_Set problem_
Please say how many lines of the listing hold "styles", with no other words in the answer.

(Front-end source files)
####

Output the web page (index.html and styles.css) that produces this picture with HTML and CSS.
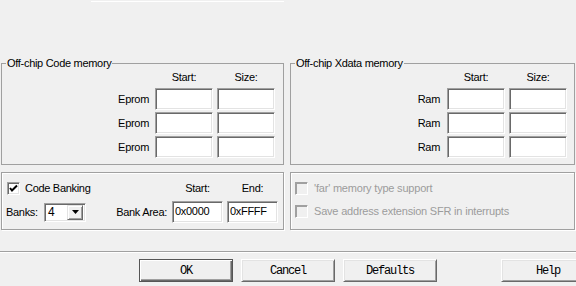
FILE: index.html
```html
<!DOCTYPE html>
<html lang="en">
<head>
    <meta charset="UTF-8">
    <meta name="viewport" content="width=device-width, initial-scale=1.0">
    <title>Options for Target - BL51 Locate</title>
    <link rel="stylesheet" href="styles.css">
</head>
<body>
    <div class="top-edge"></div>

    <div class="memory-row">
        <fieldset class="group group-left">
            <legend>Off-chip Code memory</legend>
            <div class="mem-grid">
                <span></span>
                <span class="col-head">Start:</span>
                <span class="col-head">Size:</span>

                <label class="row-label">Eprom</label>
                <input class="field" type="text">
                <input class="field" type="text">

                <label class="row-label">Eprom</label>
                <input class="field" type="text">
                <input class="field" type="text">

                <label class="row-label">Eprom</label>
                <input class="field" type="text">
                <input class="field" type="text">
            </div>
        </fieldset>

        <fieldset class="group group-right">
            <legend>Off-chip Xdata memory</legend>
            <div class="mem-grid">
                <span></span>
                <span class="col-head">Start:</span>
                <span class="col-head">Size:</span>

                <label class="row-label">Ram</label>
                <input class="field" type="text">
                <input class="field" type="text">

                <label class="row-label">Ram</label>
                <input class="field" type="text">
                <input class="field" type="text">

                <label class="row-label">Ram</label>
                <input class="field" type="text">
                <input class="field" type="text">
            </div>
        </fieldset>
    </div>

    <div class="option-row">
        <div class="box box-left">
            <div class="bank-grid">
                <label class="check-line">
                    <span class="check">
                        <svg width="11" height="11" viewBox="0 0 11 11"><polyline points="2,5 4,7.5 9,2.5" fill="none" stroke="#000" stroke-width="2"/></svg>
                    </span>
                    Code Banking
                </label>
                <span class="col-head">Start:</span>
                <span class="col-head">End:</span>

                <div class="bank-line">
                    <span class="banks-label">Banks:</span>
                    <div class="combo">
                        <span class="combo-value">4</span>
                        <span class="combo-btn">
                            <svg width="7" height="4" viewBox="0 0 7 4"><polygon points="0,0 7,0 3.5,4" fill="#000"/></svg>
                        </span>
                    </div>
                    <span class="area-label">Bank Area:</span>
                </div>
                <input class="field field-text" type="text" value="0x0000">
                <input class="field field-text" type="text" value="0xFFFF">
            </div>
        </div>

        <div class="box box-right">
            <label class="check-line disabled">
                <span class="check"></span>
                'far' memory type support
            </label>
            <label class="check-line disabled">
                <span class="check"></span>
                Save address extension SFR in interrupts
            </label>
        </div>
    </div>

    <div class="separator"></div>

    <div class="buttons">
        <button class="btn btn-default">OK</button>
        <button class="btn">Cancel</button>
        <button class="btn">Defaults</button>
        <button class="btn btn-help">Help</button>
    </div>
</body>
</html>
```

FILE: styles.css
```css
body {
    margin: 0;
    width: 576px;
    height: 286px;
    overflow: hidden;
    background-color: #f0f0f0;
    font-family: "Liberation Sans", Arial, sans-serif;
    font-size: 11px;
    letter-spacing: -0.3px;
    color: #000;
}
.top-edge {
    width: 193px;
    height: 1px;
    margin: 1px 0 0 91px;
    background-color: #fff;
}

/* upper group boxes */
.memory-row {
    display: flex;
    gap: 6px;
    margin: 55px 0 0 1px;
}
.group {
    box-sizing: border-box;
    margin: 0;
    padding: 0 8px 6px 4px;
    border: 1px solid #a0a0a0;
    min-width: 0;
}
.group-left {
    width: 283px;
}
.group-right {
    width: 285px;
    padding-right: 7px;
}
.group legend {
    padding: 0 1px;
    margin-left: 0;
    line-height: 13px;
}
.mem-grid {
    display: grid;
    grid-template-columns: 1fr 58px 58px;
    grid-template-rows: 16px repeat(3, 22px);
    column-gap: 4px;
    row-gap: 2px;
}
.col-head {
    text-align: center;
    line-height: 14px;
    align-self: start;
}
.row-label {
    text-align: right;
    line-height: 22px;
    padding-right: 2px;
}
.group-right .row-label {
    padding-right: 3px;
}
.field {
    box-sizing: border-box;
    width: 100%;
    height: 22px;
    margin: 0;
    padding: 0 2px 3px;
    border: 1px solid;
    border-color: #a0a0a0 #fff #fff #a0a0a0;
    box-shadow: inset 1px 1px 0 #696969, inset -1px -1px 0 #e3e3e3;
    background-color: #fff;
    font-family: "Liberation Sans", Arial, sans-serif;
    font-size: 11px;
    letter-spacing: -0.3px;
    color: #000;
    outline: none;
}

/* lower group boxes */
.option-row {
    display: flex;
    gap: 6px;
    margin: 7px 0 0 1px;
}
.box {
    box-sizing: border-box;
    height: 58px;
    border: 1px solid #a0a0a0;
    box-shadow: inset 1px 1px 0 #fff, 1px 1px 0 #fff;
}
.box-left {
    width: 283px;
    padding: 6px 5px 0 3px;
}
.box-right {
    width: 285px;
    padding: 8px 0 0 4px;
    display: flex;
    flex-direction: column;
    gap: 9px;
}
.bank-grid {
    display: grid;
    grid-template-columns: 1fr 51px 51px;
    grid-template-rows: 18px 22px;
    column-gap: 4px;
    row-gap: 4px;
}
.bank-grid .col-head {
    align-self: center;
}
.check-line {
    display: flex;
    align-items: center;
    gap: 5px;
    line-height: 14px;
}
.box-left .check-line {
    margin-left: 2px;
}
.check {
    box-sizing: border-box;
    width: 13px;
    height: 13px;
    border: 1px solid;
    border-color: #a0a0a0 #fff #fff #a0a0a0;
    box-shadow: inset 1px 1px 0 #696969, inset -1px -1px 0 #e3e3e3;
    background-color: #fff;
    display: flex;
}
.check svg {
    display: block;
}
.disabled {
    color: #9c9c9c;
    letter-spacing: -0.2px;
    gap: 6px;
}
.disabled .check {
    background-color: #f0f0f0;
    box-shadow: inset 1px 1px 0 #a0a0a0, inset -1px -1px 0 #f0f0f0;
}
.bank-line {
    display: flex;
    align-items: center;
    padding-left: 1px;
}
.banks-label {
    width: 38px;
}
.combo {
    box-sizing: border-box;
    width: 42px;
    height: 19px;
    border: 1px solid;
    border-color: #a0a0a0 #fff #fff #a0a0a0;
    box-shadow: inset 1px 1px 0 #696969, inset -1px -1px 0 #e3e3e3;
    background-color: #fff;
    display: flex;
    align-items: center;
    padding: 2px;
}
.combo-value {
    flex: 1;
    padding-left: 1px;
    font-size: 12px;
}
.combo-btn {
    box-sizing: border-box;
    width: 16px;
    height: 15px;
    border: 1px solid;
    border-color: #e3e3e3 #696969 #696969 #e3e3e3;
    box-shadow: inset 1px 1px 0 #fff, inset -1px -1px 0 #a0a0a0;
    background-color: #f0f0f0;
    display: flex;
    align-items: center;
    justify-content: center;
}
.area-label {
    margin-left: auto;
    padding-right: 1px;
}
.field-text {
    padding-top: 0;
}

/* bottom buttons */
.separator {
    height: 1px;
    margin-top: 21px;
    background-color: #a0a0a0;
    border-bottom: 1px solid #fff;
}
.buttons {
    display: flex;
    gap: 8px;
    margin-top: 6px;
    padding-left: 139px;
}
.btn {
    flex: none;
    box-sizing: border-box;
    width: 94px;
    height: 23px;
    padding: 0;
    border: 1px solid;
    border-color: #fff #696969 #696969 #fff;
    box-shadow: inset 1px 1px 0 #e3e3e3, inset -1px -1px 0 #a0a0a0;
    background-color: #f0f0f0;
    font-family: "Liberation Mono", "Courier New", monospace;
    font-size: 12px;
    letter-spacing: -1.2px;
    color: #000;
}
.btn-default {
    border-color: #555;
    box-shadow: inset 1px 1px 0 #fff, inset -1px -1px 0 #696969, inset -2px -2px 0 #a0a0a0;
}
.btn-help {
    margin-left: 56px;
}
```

####

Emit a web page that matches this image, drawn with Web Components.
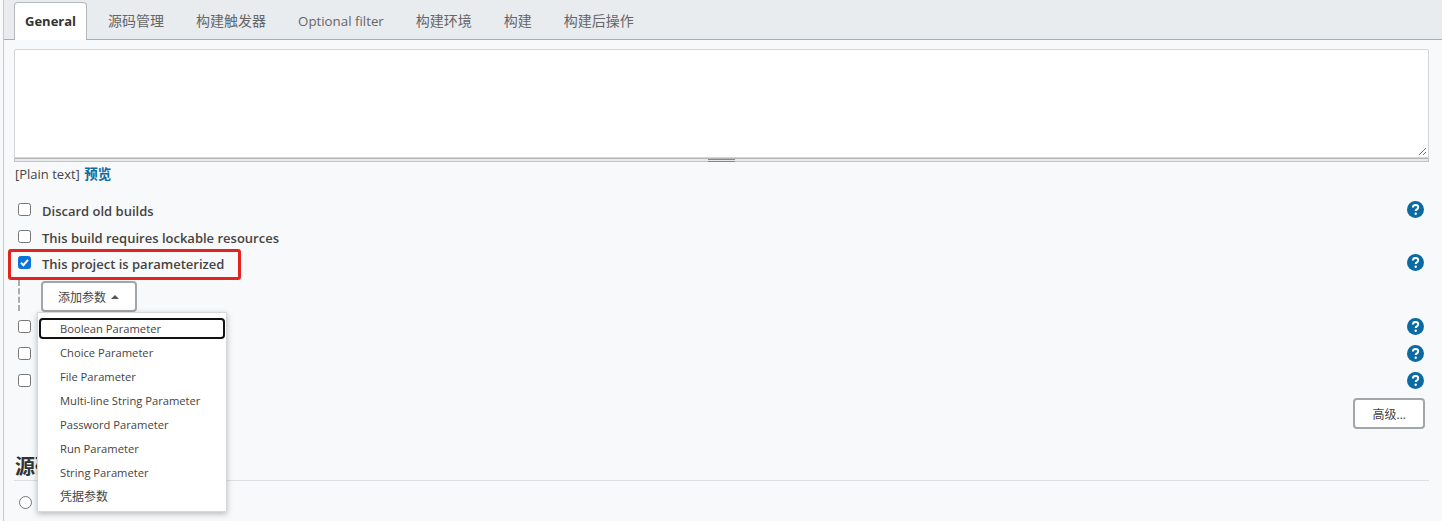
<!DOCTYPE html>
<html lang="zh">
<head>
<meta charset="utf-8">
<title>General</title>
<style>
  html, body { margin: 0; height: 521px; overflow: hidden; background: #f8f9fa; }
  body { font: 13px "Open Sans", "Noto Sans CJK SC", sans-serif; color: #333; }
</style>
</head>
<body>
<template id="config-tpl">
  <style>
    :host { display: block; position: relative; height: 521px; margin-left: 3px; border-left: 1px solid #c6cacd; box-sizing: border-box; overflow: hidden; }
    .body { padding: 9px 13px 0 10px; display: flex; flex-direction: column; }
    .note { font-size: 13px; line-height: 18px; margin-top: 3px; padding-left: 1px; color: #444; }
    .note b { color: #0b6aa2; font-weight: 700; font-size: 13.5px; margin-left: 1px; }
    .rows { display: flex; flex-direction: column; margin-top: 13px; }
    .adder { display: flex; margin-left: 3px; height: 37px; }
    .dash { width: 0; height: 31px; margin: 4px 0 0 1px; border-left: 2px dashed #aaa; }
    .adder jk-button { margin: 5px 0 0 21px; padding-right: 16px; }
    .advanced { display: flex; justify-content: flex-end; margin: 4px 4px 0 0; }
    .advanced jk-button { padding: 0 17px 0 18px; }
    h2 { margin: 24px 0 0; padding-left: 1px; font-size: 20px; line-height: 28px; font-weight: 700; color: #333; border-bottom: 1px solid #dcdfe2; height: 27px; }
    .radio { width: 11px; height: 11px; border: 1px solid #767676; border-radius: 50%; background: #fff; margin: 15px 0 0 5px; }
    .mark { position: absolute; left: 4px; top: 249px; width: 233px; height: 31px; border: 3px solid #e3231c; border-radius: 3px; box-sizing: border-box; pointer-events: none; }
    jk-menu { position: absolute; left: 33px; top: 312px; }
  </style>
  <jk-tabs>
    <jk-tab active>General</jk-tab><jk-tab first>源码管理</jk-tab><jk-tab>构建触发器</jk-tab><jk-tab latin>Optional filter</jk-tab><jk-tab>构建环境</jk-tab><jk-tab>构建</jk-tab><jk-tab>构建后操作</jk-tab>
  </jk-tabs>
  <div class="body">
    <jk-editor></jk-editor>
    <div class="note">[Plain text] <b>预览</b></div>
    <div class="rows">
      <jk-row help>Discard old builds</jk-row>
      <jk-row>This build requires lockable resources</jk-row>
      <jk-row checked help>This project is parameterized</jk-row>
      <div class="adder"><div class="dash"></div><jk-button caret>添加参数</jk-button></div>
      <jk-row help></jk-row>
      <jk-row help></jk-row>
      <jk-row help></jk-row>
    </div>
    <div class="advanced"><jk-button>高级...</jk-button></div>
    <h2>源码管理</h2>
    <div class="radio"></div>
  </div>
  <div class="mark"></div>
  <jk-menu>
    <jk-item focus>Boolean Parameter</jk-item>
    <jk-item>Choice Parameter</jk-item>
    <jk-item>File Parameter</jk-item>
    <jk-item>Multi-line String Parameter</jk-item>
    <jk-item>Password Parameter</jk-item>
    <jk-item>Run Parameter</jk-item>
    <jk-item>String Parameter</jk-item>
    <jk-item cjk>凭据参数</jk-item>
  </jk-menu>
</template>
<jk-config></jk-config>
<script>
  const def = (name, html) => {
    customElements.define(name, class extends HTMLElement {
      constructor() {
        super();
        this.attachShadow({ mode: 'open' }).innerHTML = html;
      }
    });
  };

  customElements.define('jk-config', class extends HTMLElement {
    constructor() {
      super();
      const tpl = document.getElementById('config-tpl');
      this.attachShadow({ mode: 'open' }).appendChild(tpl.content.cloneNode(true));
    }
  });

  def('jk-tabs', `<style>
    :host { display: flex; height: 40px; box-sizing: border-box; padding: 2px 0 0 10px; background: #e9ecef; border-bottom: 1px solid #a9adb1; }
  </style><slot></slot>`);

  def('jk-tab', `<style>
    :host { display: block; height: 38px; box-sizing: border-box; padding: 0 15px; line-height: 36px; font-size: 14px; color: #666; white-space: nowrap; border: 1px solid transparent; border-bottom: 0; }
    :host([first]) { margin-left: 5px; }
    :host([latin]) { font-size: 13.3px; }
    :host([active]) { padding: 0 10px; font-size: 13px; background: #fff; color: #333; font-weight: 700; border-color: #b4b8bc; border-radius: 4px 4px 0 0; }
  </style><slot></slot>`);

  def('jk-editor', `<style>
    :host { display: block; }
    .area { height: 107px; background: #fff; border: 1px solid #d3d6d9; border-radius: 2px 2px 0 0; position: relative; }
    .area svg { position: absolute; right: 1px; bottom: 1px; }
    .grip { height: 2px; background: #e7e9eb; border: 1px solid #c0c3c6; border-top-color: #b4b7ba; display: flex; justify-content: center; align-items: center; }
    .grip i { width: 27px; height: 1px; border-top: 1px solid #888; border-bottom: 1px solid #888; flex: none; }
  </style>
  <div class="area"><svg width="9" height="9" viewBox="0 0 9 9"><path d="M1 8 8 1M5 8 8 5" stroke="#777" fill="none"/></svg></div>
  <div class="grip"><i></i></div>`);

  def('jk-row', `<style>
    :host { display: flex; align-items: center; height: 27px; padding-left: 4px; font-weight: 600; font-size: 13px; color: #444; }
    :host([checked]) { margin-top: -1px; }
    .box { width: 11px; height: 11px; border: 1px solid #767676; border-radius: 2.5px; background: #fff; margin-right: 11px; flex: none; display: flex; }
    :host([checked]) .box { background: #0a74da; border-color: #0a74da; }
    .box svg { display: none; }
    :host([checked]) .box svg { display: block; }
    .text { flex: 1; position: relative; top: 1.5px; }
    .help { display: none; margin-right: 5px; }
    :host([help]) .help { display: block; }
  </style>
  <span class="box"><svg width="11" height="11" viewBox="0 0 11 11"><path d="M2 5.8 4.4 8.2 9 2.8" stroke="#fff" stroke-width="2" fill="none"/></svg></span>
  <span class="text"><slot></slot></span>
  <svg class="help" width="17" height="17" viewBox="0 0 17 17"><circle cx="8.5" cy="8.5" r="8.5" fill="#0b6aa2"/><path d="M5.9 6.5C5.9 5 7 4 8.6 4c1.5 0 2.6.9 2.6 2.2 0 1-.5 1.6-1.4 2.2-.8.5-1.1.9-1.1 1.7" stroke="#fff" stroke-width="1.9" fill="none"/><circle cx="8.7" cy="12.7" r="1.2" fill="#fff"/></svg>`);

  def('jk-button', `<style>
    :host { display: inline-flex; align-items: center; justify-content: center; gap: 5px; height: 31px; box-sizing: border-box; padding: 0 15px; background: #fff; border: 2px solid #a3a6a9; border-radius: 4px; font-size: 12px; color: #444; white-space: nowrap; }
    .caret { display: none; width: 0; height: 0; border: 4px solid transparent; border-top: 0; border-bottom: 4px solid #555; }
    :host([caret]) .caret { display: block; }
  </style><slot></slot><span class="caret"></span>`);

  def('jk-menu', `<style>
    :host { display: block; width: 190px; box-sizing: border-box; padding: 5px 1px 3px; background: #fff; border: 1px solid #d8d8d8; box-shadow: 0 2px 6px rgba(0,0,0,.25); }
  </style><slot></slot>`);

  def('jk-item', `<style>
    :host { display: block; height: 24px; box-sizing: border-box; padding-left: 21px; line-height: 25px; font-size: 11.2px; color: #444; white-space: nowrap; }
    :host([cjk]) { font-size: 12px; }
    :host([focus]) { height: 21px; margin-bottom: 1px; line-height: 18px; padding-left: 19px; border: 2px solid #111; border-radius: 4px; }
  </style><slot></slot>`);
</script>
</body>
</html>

####

_The output_
3